Quatrièmement, promouvoir la transparence et la responsabilité pour s’opposer aux évasions fiscales et aux flux financiers illicites. Ici, il est question d’exiger l’approbation par le Parlement des concessions de droits d’explorer et d’extraire des ressources naturelles, plus de transparence des entreprises extractives et plus de responsabilité des gouvernements, par exemple en souscrivant à l’Initiative pour la transparence dans les industries extractives (ITIE), en mettant en application ses recommandations et en adhérant à d’autres initiatives visant la transparence…

Cinquièmement, mieux utiliser les échanges de renseignements. Comment ? Se joindre aux efforts internationaux visant l’amélioration de la transparence fiscale.
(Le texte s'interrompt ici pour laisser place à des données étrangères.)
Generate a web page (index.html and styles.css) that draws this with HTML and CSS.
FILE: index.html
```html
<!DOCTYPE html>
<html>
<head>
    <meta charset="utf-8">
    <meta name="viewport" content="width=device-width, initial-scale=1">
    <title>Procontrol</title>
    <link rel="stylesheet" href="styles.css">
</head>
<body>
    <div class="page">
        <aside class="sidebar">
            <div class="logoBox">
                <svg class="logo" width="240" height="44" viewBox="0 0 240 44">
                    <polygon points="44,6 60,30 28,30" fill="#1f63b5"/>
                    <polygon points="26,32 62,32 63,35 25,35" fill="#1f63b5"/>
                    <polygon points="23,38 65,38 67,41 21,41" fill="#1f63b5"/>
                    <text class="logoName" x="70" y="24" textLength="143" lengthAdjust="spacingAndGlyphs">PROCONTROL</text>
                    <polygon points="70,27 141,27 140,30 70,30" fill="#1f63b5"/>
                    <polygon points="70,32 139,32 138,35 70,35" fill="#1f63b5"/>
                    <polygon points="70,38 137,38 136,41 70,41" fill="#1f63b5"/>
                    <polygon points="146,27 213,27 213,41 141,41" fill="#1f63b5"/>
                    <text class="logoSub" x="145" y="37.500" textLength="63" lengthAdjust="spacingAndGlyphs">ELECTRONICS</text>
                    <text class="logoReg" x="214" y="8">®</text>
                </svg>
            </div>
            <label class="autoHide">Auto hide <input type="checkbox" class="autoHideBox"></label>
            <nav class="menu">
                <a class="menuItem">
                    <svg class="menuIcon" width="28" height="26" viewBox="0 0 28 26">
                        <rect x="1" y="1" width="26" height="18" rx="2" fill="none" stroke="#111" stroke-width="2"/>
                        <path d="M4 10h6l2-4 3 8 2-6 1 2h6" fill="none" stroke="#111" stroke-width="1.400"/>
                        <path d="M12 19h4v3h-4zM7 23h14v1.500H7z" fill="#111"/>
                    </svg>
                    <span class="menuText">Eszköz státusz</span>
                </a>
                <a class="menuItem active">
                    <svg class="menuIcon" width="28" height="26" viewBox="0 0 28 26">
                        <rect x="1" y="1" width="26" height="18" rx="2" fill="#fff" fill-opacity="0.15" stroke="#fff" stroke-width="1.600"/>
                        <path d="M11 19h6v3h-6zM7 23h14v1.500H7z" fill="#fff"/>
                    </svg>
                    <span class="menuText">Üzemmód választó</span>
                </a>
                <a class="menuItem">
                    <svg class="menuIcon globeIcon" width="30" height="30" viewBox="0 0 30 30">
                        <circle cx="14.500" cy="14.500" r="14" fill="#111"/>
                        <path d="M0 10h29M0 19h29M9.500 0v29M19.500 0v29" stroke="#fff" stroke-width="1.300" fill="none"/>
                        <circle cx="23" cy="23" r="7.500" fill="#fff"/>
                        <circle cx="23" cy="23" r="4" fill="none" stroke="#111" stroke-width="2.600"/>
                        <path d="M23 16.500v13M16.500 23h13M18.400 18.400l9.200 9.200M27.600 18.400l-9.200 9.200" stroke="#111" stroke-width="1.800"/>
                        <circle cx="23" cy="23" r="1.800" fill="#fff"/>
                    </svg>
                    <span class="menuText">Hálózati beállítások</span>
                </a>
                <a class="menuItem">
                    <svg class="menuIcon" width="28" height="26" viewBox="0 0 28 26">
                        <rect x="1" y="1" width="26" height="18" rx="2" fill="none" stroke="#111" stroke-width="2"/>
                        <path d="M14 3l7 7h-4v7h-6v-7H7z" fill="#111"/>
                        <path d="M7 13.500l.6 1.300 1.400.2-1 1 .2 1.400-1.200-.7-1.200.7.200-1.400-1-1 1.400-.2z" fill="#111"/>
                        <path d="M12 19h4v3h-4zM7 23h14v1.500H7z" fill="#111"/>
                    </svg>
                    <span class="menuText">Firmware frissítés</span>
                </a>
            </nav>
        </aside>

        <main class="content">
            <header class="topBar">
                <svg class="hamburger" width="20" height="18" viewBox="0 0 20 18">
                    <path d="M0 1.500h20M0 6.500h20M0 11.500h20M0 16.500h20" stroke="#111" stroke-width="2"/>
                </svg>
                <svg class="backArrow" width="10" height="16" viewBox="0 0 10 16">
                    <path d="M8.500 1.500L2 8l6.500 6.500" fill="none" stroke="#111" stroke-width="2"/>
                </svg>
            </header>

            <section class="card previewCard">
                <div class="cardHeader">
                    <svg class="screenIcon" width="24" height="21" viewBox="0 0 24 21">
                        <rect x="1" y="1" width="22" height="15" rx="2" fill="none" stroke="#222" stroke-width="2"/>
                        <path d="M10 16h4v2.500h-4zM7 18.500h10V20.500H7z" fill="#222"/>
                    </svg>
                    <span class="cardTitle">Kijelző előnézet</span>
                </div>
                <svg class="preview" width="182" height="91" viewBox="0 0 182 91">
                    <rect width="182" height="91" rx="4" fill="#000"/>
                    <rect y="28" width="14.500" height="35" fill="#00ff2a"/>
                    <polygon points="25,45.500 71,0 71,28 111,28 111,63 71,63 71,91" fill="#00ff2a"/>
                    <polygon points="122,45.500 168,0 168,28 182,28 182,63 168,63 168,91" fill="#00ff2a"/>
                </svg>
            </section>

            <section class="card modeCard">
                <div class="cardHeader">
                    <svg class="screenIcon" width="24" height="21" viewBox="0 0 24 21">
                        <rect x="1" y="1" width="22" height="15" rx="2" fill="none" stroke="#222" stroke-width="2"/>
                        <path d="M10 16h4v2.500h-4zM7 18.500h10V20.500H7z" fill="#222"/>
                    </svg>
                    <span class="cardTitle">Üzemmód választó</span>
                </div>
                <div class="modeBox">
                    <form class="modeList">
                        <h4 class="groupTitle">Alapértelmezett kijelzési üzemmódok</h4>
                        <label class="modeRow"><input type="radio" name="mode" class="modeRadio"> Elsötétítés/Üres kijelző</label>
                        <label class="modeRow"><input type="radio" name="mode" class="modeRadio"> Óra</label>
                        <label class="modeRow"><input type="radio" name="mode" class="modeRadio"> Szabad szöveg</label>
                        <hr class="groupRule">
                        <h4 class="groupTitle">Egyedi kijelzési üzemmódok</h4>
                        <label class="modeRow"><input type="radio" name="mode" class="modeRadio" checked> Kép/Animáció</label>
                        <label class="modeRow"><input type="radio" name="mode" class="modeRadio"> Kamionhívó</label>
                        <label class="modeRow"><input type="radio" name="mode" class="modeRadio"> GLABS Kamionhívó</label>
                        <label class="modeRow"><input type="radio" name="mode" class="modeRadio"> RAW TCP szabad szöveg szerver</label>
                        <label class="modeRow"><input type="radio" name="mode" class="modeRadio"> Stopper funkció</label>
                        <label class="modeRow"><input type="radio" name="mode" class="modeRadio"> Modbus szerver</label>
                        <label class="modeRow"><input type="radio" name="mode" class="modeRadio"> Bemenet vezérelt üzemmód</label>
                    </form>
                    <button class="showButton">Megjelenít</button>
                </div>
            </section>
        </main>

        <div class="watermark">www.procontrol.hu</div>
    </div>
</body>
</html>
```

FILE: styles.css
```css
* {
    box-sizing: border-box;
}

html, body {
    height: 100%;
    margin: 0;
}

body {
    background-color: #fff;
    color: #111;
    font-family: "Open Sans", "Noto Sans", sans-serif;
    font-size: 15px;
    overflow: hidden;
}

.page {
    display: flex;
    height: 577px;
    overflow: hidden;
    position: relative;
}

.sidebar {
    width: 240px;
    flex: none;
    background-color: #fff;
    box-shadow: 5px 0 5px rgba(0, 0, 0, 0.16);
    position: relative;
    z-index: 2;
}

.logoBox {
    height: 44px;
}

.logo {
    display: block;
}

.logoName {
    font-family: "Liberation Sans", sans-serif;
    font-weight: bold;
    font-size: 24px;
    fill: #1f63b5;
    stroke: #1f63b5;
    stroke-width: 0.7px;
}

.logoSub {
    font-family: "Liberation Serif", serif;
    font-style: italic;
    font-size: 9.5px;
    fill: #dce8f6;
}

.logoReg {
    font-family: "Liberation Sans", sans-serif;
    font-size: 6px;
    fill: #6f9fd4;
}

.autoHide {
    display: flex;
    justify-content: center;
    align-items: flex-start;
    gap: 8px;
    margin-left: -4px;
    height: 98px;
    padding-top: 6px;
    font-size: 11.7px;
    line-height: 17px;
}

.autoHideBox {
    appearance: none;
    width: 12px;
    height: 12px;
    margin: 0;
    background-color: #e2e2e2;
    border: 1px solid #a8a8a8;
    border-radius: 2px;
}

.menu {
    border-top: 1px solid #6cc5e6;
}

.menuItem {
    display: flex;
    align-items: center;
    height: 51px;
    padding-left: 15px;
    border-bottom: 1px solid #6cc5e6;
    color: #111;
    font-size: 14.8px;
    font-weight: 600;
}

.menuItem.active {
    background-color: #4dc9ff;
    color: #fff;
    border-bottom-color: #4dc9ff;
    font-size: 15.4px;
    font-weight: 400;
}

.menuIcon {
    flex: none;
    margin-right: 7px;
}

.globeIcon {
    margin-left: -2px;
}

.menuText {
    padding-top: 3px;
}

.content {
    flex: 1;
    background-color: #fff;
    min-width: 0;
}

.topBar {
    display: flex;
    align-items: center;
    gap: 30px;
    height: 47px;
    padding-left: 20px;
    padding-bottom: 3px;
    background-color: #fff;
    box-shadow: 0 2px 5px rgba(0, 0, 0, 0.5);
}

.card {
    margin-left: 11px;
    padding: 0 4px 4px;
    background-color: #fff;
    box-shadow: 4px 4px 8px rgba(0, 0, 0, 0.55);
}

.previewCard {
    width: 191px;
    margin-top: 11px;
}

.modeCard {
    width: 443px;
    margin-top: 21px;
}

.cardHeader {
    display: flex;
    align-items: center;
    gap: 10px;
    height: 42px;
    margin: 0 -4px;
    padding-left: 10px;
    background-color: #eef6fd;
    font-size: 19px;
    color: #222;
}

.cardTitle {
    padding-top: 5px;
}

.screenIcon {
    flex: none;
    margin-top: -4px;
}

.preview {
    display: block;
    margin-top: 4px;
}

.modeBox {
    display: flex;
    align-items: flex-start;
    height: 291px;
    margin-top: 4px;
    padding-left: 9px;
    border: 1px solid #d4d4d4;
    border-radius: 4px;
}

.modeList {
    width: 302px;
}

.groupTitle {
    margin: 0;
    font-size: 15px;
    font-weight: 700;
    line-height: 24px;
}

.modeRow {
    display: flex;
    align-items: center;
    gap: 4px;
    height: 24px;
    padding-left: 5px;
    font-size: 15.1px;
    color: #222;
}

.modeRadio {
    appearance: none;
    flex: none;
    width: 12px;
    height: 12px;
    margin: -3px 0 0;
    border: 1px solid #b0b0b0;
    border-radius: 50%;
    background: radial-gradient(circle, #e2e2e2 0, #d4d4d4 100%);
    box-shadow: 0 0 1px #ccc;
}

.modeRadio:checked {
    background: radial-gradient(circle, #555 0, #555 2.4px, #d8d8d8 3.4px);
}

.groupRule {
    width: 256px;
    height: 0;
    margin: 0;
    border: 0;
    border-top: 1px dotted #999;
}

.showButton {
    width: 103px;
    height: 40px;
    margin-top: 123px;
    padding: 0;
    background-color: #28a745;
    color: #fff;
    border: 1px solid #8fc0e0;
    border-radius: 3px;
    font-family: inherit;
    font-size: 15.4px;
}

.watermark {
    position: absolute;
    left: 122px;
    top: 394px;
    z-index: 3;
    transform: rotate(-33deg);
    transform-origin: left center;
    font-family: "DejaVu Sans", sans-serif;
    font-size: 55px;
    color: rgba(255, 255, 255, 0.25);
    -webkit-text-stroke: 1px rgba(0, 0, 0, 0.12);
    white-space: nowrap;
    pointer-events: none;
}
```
Dans la mesure où l’approche de l’OCDE au sujet des échanges de renseignements ne répond pas aux besoins des pays d’Afrique, rechercher d’autres possibilités aux niveaux panafricains ou Sud-Sud, où les partenaires seront plus disposés à faire part de leurs idées, par exemple le projet pilote d’échange de renseignements du Forum africain sur l’administration fiscale. Actualiser les articles portant sur les échanges de renseignements dans les conventions fiscales ou négocier des accords sur les échanges de renseignements avec les principaux partenaires commerciaux…

Sixièmement, favoriser la collaboration entre les organes gouvernementaux pour l’élaboration et la mise en œuvre des politiques sur les ressources naturelles. La CEA recommande d’encourager à cet effet une meilleure coordination pour adopter une approche cohérente à la négociation des traités bilatéraux sur les investissements, des clauses de stabilité et des accords sur l’exploration, la mise en valeur et la production des ressources naturelles, afin de ne pas faire obstacle au prélèvement des impôts… Et septièmement, revoir les politiques relatives à la certitude fiscale et aux incitations fiscales.